The bore of a hydraulic cylinder is the internal diameter of the cylinder barrel, the tube where the piston travels back and forth. It’s the single most important dimension of a hydraulic cylinder because it directly determines how much force the cylinder can produce. A larger bore means a larger piston area, which means more pushing power at any given pressure.
How Bore Determines Cylinder Force
The force a hydraulic cylinder produces when extending comes down to a simple formula: pressure multiplied by piston area equals force. Since the piston fills the bore, the bore diameter is the number that drives that calculation. The piston area is calculated using the formula for a circle: 0.7854 multiplied by the bore diameter squared. So a cylinder with a 4-inch bore has a piston area of about 12.57 square inches. At 3,000 psi, that cylinder produces roughly 37,700 pounds of pushing force.
This relationship is exponential, not linear. Doubling the bore diameter quadruples the piston area and therefore quadruples the force output. Going from a 2-inch bore to a 4-inch bore doesn’t double your force, it multiplies it by four. That’s why selecting the right bore size matters so much in system design. Too small and the cylinder can’t do the job. Too large and you’re wasting energy, space, and money.
Bore vs. Rod Diameter
People sometimes confuse the bore with the rod diameter, but they measure two different things. The bore is the inside diameter of the barrel. The rod is the chrome-plated steel or stainless steel shaft that extends out of the cylinder and transfers force to whatever the cylinder is pushing or pulling. The rod is always smaller than the bore because it passes through the center of the piston inside the barrel.
The rod diameter becomes important when the cylinder retracts. During retraction, hydraulic fluid pushes against the piston from the rod side, but the rod itself takes up some of that area. The effective area on the rod side is the full piston area minus the cross-section of the rod. This means a cylinder always produces less force when pulling (retracting) than when pushing (extending), and the difference depends on how large the rod is relative to the bore.
How Bore Affects Wall Thickness and Pressure Rating
A cylinder barrel has to contain high-pressure hydraulic fluid without failing, and the bore size directly affects how thick the walls need to be. With all other factors equal, a thicker wall handles more pressure. But here’s the tradeoff: as the internal diameter (bore) increases, the pressure the tube can safely withstand decreases, assuming the wall thickness stays the same. Engineers calculate the required wall thickness based on the bore, the working pressure, and the yield strength of the barrel material, then apply a safety factor to account for real-world stresses like pressure spikes, fatigue, and temperature changes.

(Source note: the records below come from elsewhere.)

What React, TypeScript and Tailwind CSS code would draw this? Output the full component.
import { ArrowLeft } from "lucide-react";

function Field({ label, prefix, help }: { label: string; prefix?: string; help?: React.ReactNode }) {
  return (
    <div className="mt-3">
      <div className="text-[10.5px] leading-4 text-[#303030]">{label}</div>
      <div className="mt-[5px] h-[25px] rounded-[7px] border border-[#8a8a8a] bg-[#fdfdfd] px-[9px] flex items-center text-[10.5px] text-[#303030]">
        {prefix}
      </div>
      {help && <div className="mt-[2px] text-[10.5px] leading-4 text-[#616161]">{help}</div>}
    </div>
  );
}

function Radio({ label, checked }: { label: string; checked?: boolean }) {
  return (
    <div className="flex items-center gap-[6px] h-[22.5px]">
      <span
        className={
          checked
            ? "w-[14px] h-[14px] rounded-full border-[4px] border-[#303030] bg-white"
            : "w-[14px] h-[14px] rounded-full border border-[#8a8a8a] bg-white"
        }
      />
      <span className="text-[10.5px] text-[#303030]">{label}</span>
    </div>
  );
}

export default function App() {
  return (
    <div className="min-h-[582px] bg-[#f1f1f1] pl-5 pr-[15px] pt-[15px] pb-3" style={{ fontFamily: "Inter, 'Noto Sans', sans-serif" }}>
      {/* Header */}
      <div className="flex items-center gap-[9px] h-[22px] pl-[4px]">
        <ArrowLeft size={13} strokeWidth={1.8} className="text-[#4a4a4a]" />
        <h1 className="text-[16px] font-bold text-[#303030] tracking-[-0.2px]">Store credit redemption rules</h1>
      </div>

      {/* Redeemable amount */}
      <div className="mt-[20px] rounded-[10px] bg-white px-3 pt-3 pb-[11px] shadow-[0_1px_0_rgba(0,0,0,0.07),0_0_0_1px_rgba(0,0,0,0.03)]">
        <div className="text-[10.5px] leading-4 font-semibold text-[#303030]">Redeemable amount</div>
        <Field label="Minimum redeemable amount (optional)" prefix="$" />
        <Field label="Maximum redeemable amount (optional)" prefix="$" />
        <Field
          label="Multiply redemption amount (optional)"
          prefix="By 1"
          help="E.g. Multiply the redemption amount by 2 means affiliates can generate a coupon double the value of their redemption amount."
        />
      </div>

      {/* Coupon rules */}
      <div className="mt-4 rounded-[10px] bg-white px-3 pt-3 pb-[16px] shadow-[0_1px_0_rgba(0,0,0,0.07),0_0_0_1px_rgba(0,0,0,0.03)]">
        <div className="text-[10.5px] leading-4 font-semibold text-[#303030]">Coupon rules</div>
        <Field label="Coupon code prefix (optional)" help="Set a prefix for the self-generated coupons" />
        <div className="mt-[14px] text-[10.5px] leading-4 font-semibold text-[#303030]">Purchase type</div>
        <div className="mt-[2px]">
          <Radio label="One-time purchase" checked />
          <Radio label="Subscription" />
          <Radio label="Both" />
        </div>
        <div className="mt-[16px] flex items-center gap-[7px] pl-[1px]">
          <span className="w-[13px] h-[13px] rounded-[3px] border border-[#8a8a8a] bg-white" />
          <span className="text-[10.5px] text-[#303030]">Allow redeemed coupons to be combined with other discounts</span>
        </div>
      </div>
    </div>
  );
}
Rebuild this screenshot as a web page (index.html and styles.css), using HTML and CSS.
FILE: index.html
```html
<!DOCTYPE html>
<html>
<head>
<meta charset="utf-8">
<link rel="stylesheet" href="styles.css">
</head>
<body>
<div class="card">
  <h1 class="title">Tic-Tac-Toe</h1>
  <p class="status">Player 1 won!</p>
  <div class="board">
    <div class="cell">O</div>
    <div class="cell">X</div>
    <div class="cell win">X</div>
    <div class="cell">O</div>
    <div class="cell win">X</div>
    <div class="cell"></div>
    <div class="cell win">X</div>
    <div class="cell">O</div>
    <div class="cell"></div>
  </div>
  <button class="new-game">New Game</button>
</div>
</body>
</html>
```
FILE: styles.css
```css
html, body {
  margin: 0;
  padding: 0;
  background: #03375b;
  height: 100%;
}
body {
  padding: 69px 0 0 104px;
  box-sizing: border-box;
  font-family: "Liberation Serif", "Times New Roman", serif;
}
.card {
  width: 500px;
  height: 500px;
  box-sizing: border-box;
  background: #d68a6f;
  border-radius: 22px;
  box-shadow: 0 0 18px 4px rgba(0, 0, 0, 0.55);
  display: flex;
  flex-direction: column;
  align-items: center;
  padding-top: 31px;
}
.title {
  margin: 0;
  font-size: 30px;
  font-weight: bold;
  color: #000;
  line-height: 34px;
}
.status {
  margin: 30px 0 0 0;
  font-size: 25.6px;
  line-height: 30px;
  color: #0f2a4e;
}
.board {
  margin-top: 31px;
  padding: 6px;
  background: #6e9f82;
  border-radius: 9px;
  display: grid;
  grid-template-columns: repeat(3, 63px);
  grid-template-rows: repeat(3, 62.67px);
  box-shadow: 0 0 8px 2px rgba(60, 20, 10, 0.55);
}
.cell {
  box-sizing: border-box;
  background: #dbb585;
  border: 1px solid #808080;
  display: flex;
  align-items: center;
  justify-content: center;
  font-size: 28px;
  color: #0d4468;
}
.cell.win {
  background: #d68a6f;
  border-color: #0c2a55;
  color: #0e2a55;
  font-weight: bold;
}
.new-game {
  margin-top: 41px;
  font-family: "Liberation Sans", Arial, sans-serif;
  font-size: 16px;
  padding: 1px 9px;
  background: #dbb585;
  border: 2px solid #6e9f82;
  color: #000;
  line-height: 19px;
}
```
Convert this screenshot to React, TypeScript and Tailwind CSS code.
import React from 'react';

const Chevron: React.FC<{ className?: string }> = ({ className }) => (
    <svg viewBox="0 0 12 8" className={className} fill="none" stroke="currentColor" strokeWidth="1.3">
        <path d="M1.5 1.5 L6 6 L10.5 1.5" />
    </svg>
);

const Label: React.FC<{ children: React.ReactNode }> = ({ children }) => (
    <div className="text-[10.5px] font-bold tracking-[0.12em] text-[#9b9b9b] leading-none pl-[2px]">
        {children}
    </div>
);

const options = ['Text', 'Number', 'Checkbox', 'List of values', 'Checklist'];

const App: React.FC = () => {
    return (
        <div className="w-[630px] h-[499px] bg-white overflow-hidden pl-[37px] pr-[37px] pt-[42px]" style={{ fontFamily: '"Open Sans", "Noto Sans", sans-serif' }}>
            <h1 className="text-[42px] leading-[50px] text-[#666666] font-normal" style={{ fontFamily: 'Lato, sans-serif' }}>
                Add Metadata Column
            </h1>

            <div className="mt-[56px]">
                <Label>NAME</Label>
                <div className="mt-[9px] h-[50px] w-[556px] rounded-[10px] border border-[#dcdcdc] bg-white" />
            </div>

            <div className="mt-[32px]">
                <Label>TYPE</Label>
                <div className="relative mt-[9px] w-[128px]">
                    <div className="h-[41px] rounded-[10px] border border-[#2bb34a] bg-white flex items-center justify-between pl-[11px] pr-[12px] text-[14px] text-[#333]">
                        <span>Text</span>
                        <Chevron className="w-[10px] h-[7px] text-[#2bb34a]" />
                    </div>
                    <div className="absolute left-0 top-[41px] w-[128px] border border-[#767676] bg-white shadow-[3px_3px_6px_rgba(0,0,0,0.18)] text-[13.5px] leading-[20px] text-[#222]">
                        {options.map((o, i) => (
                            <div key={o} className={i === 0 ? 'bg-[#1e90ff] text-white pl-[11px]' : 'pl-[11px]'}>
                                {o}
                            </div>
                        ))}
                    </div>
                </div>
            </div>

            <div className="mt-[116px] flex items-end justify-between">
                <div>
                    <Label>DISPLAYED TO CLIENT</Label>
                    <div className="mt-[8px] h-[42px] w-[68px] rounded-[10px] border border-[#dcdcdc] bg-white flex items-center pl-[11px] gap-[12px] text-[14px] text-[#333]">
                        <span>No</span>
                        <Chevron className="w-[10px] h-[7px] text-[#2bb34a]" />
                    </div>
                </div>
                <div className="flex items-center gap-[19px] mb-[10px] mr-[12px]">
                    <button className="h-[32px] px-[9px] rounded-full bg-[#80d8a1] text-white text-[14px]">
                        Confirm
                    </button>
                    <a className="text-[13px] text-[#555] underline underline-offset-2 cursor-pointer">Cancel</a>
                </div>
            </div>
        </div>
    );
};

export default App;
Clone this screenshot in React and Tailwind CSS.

Surface Finish Inside the Bore
The inside surface of a hydraulic cylinder bore isn’t just a rough-cut tube. It’s precision-honed to an extremely smooth finish, typically with a surface roughness (Ra) of 0.8 micrometers or less. Honing creates a pattern of microscopic crosshatched grooves on the bore wall, usually angled between 30 and 45 degrees depending on the manufacturer’s specifications. These tiny grooves serve a purpose: they hold a thin film of hydraulic oil that lubricates the piston seals as they slide back and forth.
The honing process achieves tolerances as tight as plus or minus 0.0002 inches. That level of precision matters because the piston seals ride directly against the bore wall. If the bore is out of round, tapered, or too rough, seals wear out quickly, the cylinder leaks internally, and you lose force and efficiency.
Piston Seal Fit Within the Bore
The piston carries seals (usually rings or composite seals) that press against the bore wall to prevent fluid from bypassing the piston. For these seals to work, the radial clearance between the piston body and the bore wall needs to be less than one-third of the radial wall thickness of the piston ring. The seal grooves on the piston also follow tight tolerances: at least 0.001 inches wider than the ring to let it move freely, and at least 0.015 inches deeper than the ring’s radial thickness so the ring isn’t bottoming out in its groove.
These clearances seem tiny, and they are. That’s why the bore dimension needs to be accurate and consistent along the full stroke length of the cylinder. Any variation, whether from manufacturing imperfections, corrosion, or scoring from contaminated fluid, compromises seal performance.
How to Measure the Bore
If you’re replacing or rebuilding a hydraulic cylinder, you’ll need to measure the bore accurately. The standard tool for this is a dial bore gauge, used together with an outside micrometer to set a reference point. When measuring, you’re checking three things: the actual bore diameter, taper (whether the bore is wider at one end than the other), and out-of-round (whether the bore is oval instead of perfectly circular). You take measurements at multiple points along the barrel’s length and at different rotational positions to catch any irregularities.
If you don’t have a bore gauge, you can get a rough measurement by measuring the outside diameter of the piston, since the piston is machined to fit the bore closely. But for any precision work, especially if you’re ordering new seals or evaluating bore wear, a dial bore gauge gives you the accuracy you need.